При дворе действительно служила некая Жанна д’Арк. Она была родом из Бургундии и должна была находиться в лагере противников герцога Орлеанского. Она не состояла ни в каком родстве с семьей Орлеанской девы в Домреми. Другого «придворного родственника» — Гийома д’Арка — Орлеанской деве приписали в результате… типографской ошибки. В источнике «Христианская Галлия», опубликованном в XVIII в., сказано «de Arca», но, сверившись с указателем имен и названий в книге, можно убедиться, что следует читать «de Area», что является другим названием селения Лэр (Laire); Гийом де Лэр — лицо, известное историкам и не имеющее никаких родственных связей с Жанной д’Арк. (Эту ошибку признали и некоторые сторонники «новой» версии, в частности Е. Вейль-Райналь[65].)

Что бы ни сообщила Жанна Карлу VII при их свидании, это не могло быть известием, что она его сестра. Трудно поверить, что король один оставался в неизвестности насчет планов родных превратить Жанну в спасительницу трона. Он менее всего мог обрадоваться сведениям о том, что его мать была неверна отцу: ведь это прежде всего усиливало бы сомнения Карла VII в отношении законности своего происхождения. В своих показаниях 21 февраля 1431 г., данных под присягой, Жанна заявила, что тайна, которую она открыла Карлу, «касалась короля», т. е. не относилась к самой Деве.

Как уже упоминалось, 22 февраля 1431 г., отвечая судьям, Жанна заявила: «Если бы вы были лучше осведомлены обо мне, вы не пожелали бы, чтобы я находилась в ваших руках». Сторонники «новой» версии считают, что эти слова трудно объяснить, считая Жанну пастушкой из Домреми. Однако эта фраза может звучать и как угроза, означавшая, что ей придут на помощь сторонники или даже небесные силы.

Глашатаи неортодоксальной версии прикидывают, когда и у кого могла возникнуть мысль отправить незаконную дочь королевы в Домреми, кто мог стать исполнителем поручения, кому могли отдать на воспитание девочку, кто мог открыть ей тайну происхождения и т. д.

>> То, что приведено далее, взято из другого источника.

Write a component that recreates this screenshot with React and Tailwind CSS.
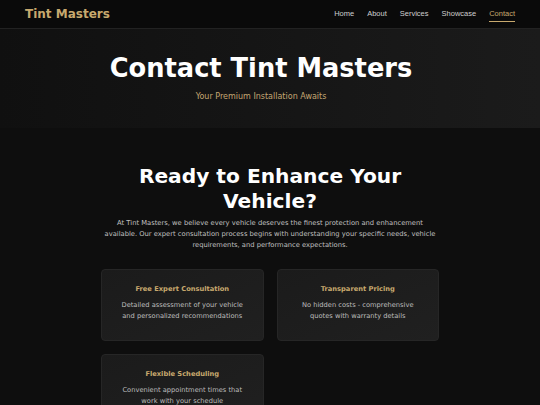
import React from 'react';

const NAV = ['Home', 'About', 'Services', 'Showcase', 'Contact'];

const FEATURES = [
  {
    title: 'Free Expert Consultation',
    text: 'Detailed assessment of your vehicle and personalized recommendations',
  },
  {
    title: 'Transparent Pricing',
    text: 'No hidden costs - comprehensive quotes with warranty details',
  },
  {
    title: 'Flexible Scheduling',
    text: 'Convenient appointment times that work with your schedule',
  },
];

function Header() {
  return (
    <header className="h-[29px] bg-[#0a0a0a] border-b border-[#222] flex items-center justify-between pl-[25px] pr-[25px]">
      <div className="text-[12px] font-bold text-[#c8a96e]">Tint Masters</div>
      <nav className="flex items-center gap-[13px] font-['Liberation_Sans',sans-serif] text-[7.5px]">
        {NAV.map((item) => (
          <a
            key={item}
            className={
              item === 'Contact'
                ? 'text-[#c8a96e] border-b border-[#c8a96e] pb-[1px] mt-[2px]'
                : 'text-[#cfcfcf]'
            }
          >
            {item}
          </a>
        ))}
      </nav>
    </header>
  );
}

function Hero() {
  return (
    <section className="h-[99px] bg-gradient-to-r from-[#101010] to-[#1b1b1b] flex flex-col items-center pt-[21px] pr-[18px]">
      <h1 className="text-[25.7px] leading-[36px] font-bold text-white">Contact Tint Masters</h1>
      <p className="mt-[5px] text-[8px] text-[#c4a672]">Your Premium Installation Awaits</p>
    </section>
  );
}

function FeatureCard({ title, text }) {
  return (
    <div className="h-[72px] rounded-[4px] bg-gradient-to-br from-[#1b1b1b] to-[#202020] border border-[#262626] flex flex-col items-center pt-[14px] px-[17px] text-center">
      <h3 className="text-[6.7px] font-bold text-[#c8a96e] leading-[10px]">{title}</h3>
      <p className="mt-[6px] text-[6.7px] leading-[11px] text-[#bdbdbd]">{text}</p>
    </div>
  );
}

export default function App() {
  return (
    <div className="min-h-[405px] bg-[#0e0e0e] font-['DejaVu_Sans',sans-serif] overflow-hidden">
      <Header />
      <Hero />
      <main className="w-[338px] mx-auto pt-[36px] flex flex-col items-center">
        <h2 className="text-[20.2px] leading-[25px] font-bold text-white text-center">
          Ready to Enhance Your Vehicle?
        </h2>
        <p className="mt-[4px] text-[6.75px] leading-[11px] text-[#c0c0c0] text-center">
          At Tint Masters, we believe every vehicle deserves the finest protection and enhancement
          available. Our expert consultation process begins with understanding your specific needs,
          vehicle requirements, and performance expectations.
        </p>
        <div className="mt-[18px] w-full grid grid-cols-2 gap-[13px]">
          {FEATURES.map((f) => (
            <FeatureCard key={f.title} {...f} />
          ))}
        </div>
      </main>
    </div>
  );
}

В своих построениях «бастардисты» (так стали называть сторонников версии о королевском происхождении Жанны) запутываются в целой цепи неразрешимых противоречий. Например, чтобы объяснить, почему д’Аркам было поручено воспитание Жанны, их объявляют зажиточными людьми, имевшими родственные связи с дворянскими семьями. А когда утверждают, что свои знания она никак не могла приобрести в этой семье, тех же родителей Девы рисуют невежественными пастухами. Или другое: Жанне якобы с самого начала была уготована ее миссия. Но ведь родные Карла VII никак не могли заранее знать, окажется ли ребенок, «отосланный в Домреми», пригодным для такой миссии и сумеет ли он выигрывать сражения там, где потерпели неудачу опытные военачальники.

Мы уже не говорим о том, что с 1407 или 1412 г. политическая ситуация не раз претерпевала изменения, менялась и позиция возможных участников «заговора», причем некоторые из них даже вступали в соглашение с бургундцами — союзниками англичан. Так, предполагаемая главная заговорщица Иоланта Арагонская в 1412 г. находилась в дружеских отношениях с герцогом Бургундским, в 1419–1422 гг. жила вдалеке — в Провансе, а в 1423 г. заключила сепаратное перемирие с англичанами, чтобы сохранить свои владения в Анжу. Если появление Жанны при дворе было заранее подготовленной инсценировкой, почему же Деве в ее поездке чинили препятствия местные власти? Почему Карл VII, если Жанна представила ему доказательства, что она его сестра, не признал ее достойной доверия до тех пор, пока Деву не подвергла всесторонним расспросам специально созданная комиссия, которая, кстати, могла раскрыть тайну происхождения пастушки из Домреми? Почему король, вместо того чтобы поспешить выдать Жанну замуж и отослать ее подальше как свидетельницу неверности своей матери, поставил Деву во главе армии? Почему незаконная дочь герцога Орлеанского должна была преуспеть там, где потерпел неудачу его незаконный сын граф Дюнуа? Если уж на роль освободительницы необходима была принцесса королевской крови, почему было не выбрать, допустим, Маргариту Валуа? Вся теория операции «Пастушка» кажется искусственной. Никто не мог знать заранее, что девочка, которая выросла в Домреми, окажется человеком большого природного ума, огромного мужества, выдержки и таланта. Никто не мог заранее определить, что нужда в ней будет как раз в те молодые ее годы, когда она только и могла выполнить миссию Орлеанской девы. Даже если принять гипотезу о «королевском происхождении», весьма малоправдоподобным кажется, что ее могли с детства готовить к предназначавшейся роли спасительницы Франции.